You want to raise the minimum wage of everyone in Portland to $91K year?

Let’s say the average grocery store has 6 people working every hour for 16 hours a day and 355 days a year. Their labor cost would be $1.465 million. Grocery stores already operate on thin margins (https://www.biz2credit.com/blog/2020/05/22/grocery-store-pro...) are you prepared to pay enough for the labor cost of the entire food chain to quadruple? From the people in the field, delivery truck drivers, etc?

Let's just say that I don't subscribe to the conservative traditional view of economics and politics that you're using to point out how absurd this sounds.

Yes, I believe we should be paying much, much more for most of the things in our lives. Right now, those of us who make about 80% of median income and above are essentially riding on the backs who make less. I think this is immoral, although I recognize that changing it is a millenia long project that faces staunch opposition.
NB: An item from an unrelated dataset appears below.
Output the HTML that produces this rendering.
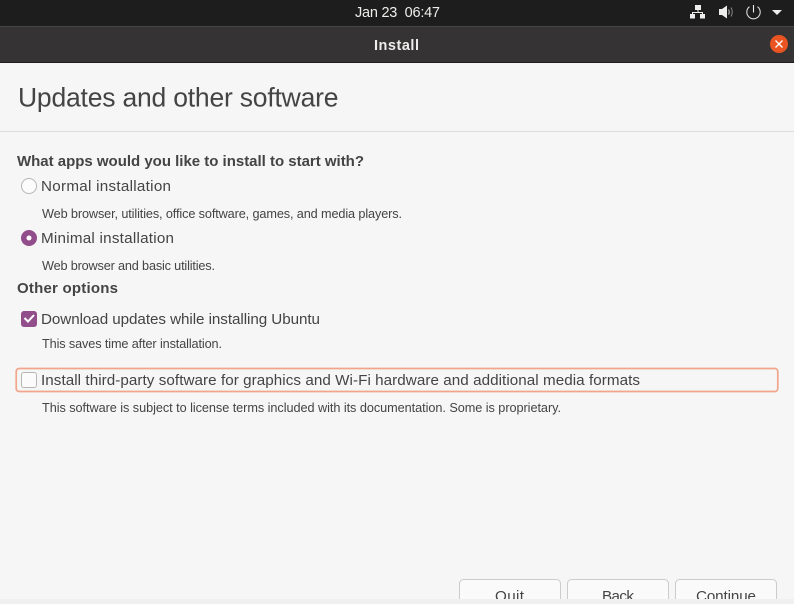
<!DOCTYPE html>
<html><head><meta charset="utf-8"><title>Install</title>
<style>
html,body{margin:0;padding:0;width:794px;height:604px;overflow:hidden;background:#f6f6f6}
svg{display:block}
text{font-family:"Liberation Sans",sans-serif;fill:#454444}
.b{font-weight:bold}
.bm{font-size:15px}
.m{font-size:15.2px}
.s{font-size:12.7px}
</style></head>
<body>
<svg width="794" height="604" viewBox="0 0 794 604" xmlns="http://www.w3.org/2000/svg">
<rect width="794" height="604" fill="#f6f6f6"/>
<rect width="794" height="26" fill="#1d1d1d"/>
<rect y="26" width="794" height="1" fill="#474646"/>
<rect y="27" width="794" height="35" fill="#353333"/>
<rect y="62" width="794" height="1" fill="#1f1e1e"/>
<text x="355" y="17" font-size="14.500" textLength="85" lengthAdjust="spacing" xml:space="preserve" style="fill:#eeeeec">Jan 23  06:47</text>
<text x="374" y="50" class="b" font-size="14.500" textLength="45" lengthAdjust="spacing" style="fill:#eeeeec">Install</text>
<!-- network -->
<g fill="#eeeeec">
<rect x="695" y="5" width="6" height="5"/>
<rect x="690" y="14" width="5" height="4.500"/>
<rect x="700" y="14" width="5" height="4.500"/>
</g>
<path d="M698 10v2.500M692.500 14v-1.500h10v1.500" fill="none" stroke="#eeeeec" stroke-width="1"/>
<!-- volume -->
<path d="M719 9h3l5-3.500v13l-5-3.500h-3z" fill="#eeeeec"/>
<path d="M728.500 9.500q1.500 2.500 0 5" fill="none" stroke="#b0b0b0" stroke-width="1.200"/>
<path d="M731 7.500q2.500 4.500 0 9" fill="none" stroke="#8a8a8a" stroke-width="1"/>
<!-- power -->
<path d="M749.500 6.700a6.700 6.700 0 1 0 8 0" fill="none" stroke="#d8d8d8" stroke-width="1.100"/>
<path d="M753.500 5v7.500" fill="none" stroke="#eeeeec" stroke-width="1.100"/>
<!-- arrow -->
<path d="M772 10h10l-5 5z" fill="#eeeeec"/>
<!-- close -->
<circle cx="779" cy="44" r="9" fill="#e95420"/>
<path d="M775.500 40.500l7 7M782.500 40.500l-7 7" stroke="#fff" stroke-width="1.300"/>
<!-- heading -->
<text x="18" y="106.500" font-size="26.500" textLength="320.500" lengthAdjust="spacing">Updates and other software</text>
<rect y="131" width="794" height="1" fill="#dddcdc"/>
<text x="17" y="166" class="b bm" textLength="347" lengthAdjust="spacing">What apps would you like to install to start with?</text>
<!-- normal radio -->
<circle cx="29" cy="186" r="7.500" fill="#fcfcfc" stroke="#b6b6b3" stroke-width="1"/>
<text x="41" y="191" class="m" textLength="130" lengthAdjust="spacing">Normal installation</text>
<text x="42" y="218" class="s" textLength="360" lengthAdjust="spacing">Web browser, utilities, office software, games, and media players.</text>
<!-- minimal radio -->
<circle cx="29" cy="238" r="8" fill="#924d8b"/>
<circle cx="29" cy="238" r="2.500" fill="#fff"/>
<text x="41" y="243" class="m" textLength="133" lengthAdjust="spacing">Minimal installation</text>
<text x="42" y="270" class="s" textLength="173" lengthAdjust="spacing">Web browser and basic utilities.</text>
<text x="17" y="293" class="b bm" textLength="101" lengthAdjust="spacing">Other options</text>
<!-- download checkbox -->
<rect x="21" y="311" width="16" height="16" rx="3" fill="#924d8b"/>
<path d="M24.500 318l3.500 3.500 6-6.500" fill="none" stroke="#fff" stroke-width="2"/>
<text x="41" y="324" class="m" textLength="279" lengthAdjust="spacing">Download updates while installing Ubuntu</text>
<text x="42" y="348" class="s" textLength="180" lengthAdjust="spacing">This saves time after installation.</text>
<!-- third-party focus -->
<rect x="16.200" y="368.500" width="761.600" height="23" rx="3" fill="#f6f6f6" stroke="#f2a58c" stroke-width="1.700"/>
<rect x="21.500" y="372.500" width="15" height="15" rx="2.500" fill="#fbfbfb" stroke="#b6b6b3"/>
<text x="41" y="385" class="m" textLength="599" lengthAdjust="spacing">Install third-party software for graphics and Wi-Fi hardware and additional media formats</text>
<text x="42" y="412" class="s" textLength="519" lengthAdjust="spacing">This software is subject to license terms included with its documentation. Some is proprietary.</text>
<!-- buttons -->
<rect x="459.500" y="579.500" width="101" height="34" rx="4" fill="#fafafa" stroke="#cdccca"/>
<rect x="567.500" y="579.500" width="101" height="34" rx="4" fill="#fafafa" stroke="#cdccca"/>
<rect x="675.500" y="579.500" width="101" height="34" rx="4" fill="#fafafa" stroke="#cdccca"/>
<text x="495" y="601" class="m" textLength="29" lengthAdjust="spacing">Quit</text>
<text x="602" y="601" class="m" textLength="32" lengthAdjust="spacing">Back</text>
<text x="696" y="601" class="m" textLength="60" lengthAdjust="spacing">Continue</text>
<rect y="599" width="794" height="5" fill="#f0f0f0"/>
</svg>
</body></html>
I want to see GDP distributed more evenly. In reality, the likely end game is not that everyone in Portland makes $91k a year or more, but that there is massively more redistribution within the economy, high end incomes fall, overall highest:lowest income ratios drop, housing prices drop (because more housing is built, and housing ceases to be an investment), and lots more good stuff that

I wonder, how do you personally justify millions of people working for less than a living wage? Do you feel that there just has be a bunch of people who lose out in life, and that's just the way it is? What makes it all seem OK to you?
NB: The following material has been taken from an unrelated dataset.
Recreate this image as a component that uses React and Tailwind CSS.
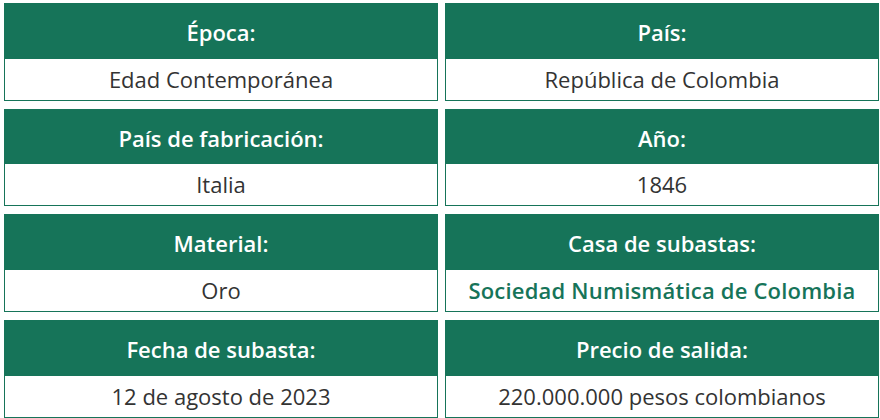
import React from 'react'

const items = [
  { label: 'Época:', value: 'Edad Contemporánea' },
  { label: 'País:', value: 'República de Colombia' },
  { label: 'País de fabricación:', value: 'Italia' },
  { label: 'Año:', value: '1846' },
  { label: 'Material:', value: 'Oro' },
  { label: 'Casa de subastas:', value: 'Sociedad Numismática de Colombia', link: true },
  { label: 'Fecha de subasta:', value: '12 de agosto de 2023' },
  { label: 'Precio de salida:', value: '220.000.000 pesos colombianos' },
]

function App() {
  return (
    <div className="w-[880px] h-[418px] bg-white overflow-hidden pt-[3px] pl-[4px] pr-[1px]" style={{ fontFamily: '"Open Sans", sans-serif' }}>
      <div className="grid grid-cols-2 gap-x-[7px] gap-y-[8px]">
        {items.map((item) => (
          <div key={item.label} className="flex flex-col h-[97.7px]">
            <div className="h-[55.7px] shrink-0 bg-[#167459] flex items-center justify-center text-white font-semibold text-[22px] pt-[3px]">
              {item.label}
            </div>
            <div className="flex-1 border border-t-0 border-[#167459] flex items-center justify-center text-[22px]">
              {item.link ? (
                <a href="#" className="text-[#167459] font-semibold tracking-[0.2px]">{item.value}</a>
              ) : (
                <span className="text-[#333333]">{item.value}</span>
              )}
            </div>
          </div>
        ))}
      </div>
    </div>
  )
}

export default App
I am not justifying anything. I am putting numbers behind your belief that “everyone who works for 40 hours a week should be able to support a family of four”. It’s easy to talk about ideals until the cold reality of numbers, inflation, etc are brought up.

How do you propose we restructure our economy so that everyone get a wage that supports a family of four?
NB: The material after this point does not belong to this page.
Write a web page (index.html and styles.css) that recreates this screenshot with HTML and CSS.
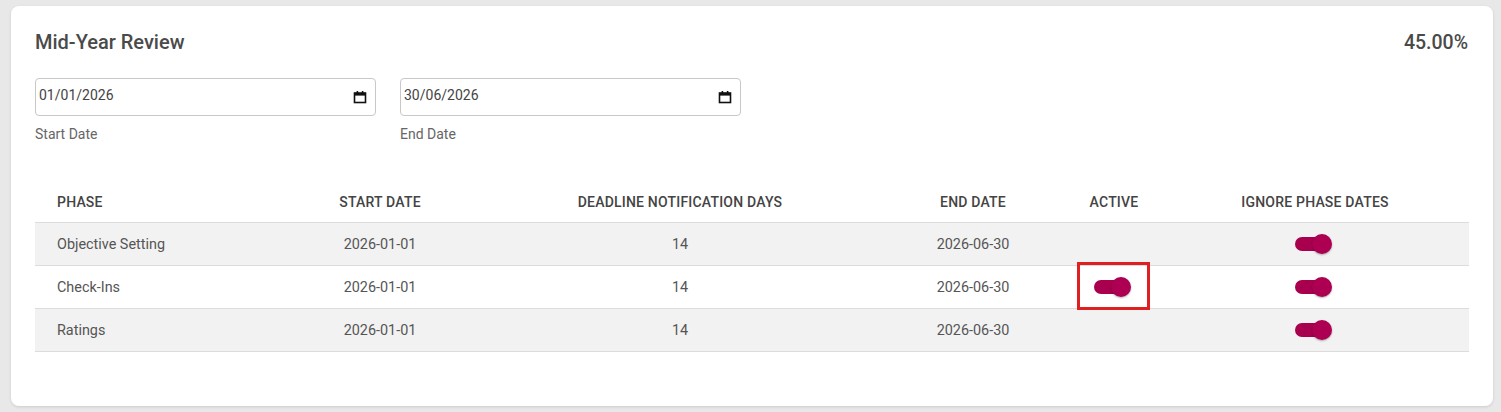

How many people do you think will “lose out” if inflation sky rockets where food isn’t affordable? You can look at places like Venezuela to see what happens.

Do you personally give away enough of your income to bring your compensation down to the median household wage of $65K a year?

I assure you that I’m not a conservative by any means. I’m card carrying member of the F*## the police (and have been since the 90s), BLM, keep religion out of policy, pro-choice brigade.

But I’m also a student of economics and an MBA drop out with one course remaining (CS undergrad)

> How do you propose we restructure our economy so that everyone get a wage that supports a family of four?

At its crudest, the US GDP is $23T. Divided among 350M people that's about $66k, for every living American. The working age population is about 215M, so that would be about $107k per working age American (not per household, per working age individual).

There's no need for money creation, we just need to spread the wealth around more evenly.

And note, I'm not actually advocating precisely equal income for everyone, or even every working age person. I suspect that some range of incomes is probably a good thing for society overall, but I'm fairly sure that it doesn't need to be anything like it is today. The point is that redistribution is how we get there, not injecting money into the economy.

You might care to listen to someone who knows a lot more about this stuff than me. Thomas Piketty was on the Ezra Klein Show a couple of weeks ago, and talked about several "radical" schemes to alter the levels of inequality in western societies.

https://www.nytimes.com/2022/06/07/opinion/ezra-klein-podcas...

(there's a transcript there too, so you can read rather than listen if that's your preference).

I give away 5% of my income. That's not enough to bring it down to median levels. My work is relatively charitable in some sense though: I develop libre audio software, and convince people to pay me for it anyway.